Supreme Court of Mississippi.

February 5, 1962.

*35 Overstreet, Kuykendall, Perry & Phillips, Jackson, for appellant.

*37 Watkins, Pyle, Edwards & Ludlam, E.W. Stennett, and W.T. Neely, Jackson, for appellees.

*39 JONES, J.

Highland Village Land Company, hereinafter referred to as complainant, by bill filed in the Chancery Court of the First Judicial District of Hinds County, sought to enjoin the City of Jackson from enforcing an order denying its request to rezone certain property owned by the said complainant.

(Hn 1) On June 1, 1950, the City of Jackson adopted a general zoning ordinance for the City. At that time the property now owned by complainant was situated outside the City of Jackson. On August 8, 1958, the county adopted a zoning ordinance under the terms of which this land, being outside of the City of Jackson, was zoned by the county as residential property. On November 10, 1958, the county amended its order so that the north *40 300 feet of complainant's property was zoned to commercial use.

After the foregoing zoning ordinances had been adopted by the city and the county, complainant, on December 8, 1959, purchased the property here involved.

On March 17, 1960, the City of Jackson extended its limits so as to include complainant's property. Thereafter complainant applied to the zoning committee of the City of Jackson to rezone the portion of its property here involved to commercial use.

On May 9, 1960, the zoning committee heard the application and recommended the granting of such change in its report to the City Council. This report contained the following statement: "This request was handled previously by the County Zoning Commission with the request being denied due to residents' protests and deed of covenant restrictions of certain parts of the proposed development. It is now understood that the residents in the area are no longer opposed to this particular development, and proceedings are under way to have the deed of covenant restrictions removed."

On receipt of said report, the City Council gave notice as required, fixing the date of June 15, 1960 at 10:00 A.M., as the time in which all parties interested might file protests or express approval of same. Thereafter on June 22, 1960, the City Council denied the application for rezoning of said property, the said order of denial containing the following finding:

"It further appearing to the satisfaction of the Council that at the said hearing practically all of the owners of property located and situated within the area proposed to be rezoned, appeared in person or filed written protests against the said rezoning. The Council having heard the evidence and the objections and protests submitted to it and having found from the said evidence that the rezoning of the said property from residential to commercial uses is unnecessary and would be detrimental *41 to the area, depreciate the value of residential property in the neighborhood, and if rezoned, the operation of the commercial establishment on the said property would be a disturbance to the neighborhood from the standpoint of noises, traffic, and the like, and that, therefore, the said petition should be denied."

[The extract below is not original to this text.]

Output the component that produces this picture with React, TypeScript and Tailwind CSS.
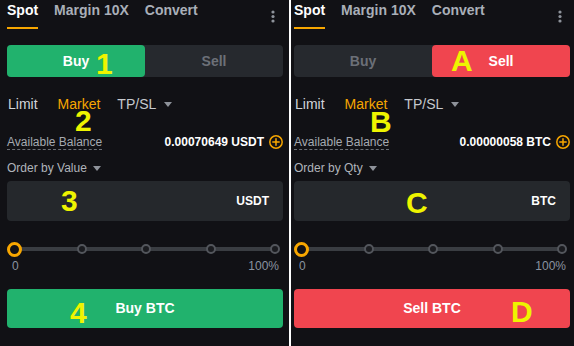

On August 1, 1960, complainant instituted this proceeding by its bill in chancery asking that the City be enjoined and alleging that the actions of the board were unlawful, oppressive, an abuse of discretion, and beyond the authority of the city; that such action was arbitrary, unreasonable, capricious, an illegal regulation of complainant's property, and constituted a confiscation thereof, and that as applied to complainant's property the same was void and unconstitutional.

Complainant also attacked the hearing before the Council because it was alleged (1) no witness was sworn and no testimony recorded; (2) complainant was not represented by counsel and not afforded opportunity to cross-examine; (3) no attempt to apply rules of evidence; (4) members of zoning committee were not interrogated; and (5) no safeguards afforded complainant in order that it might have a full, fair and complete adjudication of its rights.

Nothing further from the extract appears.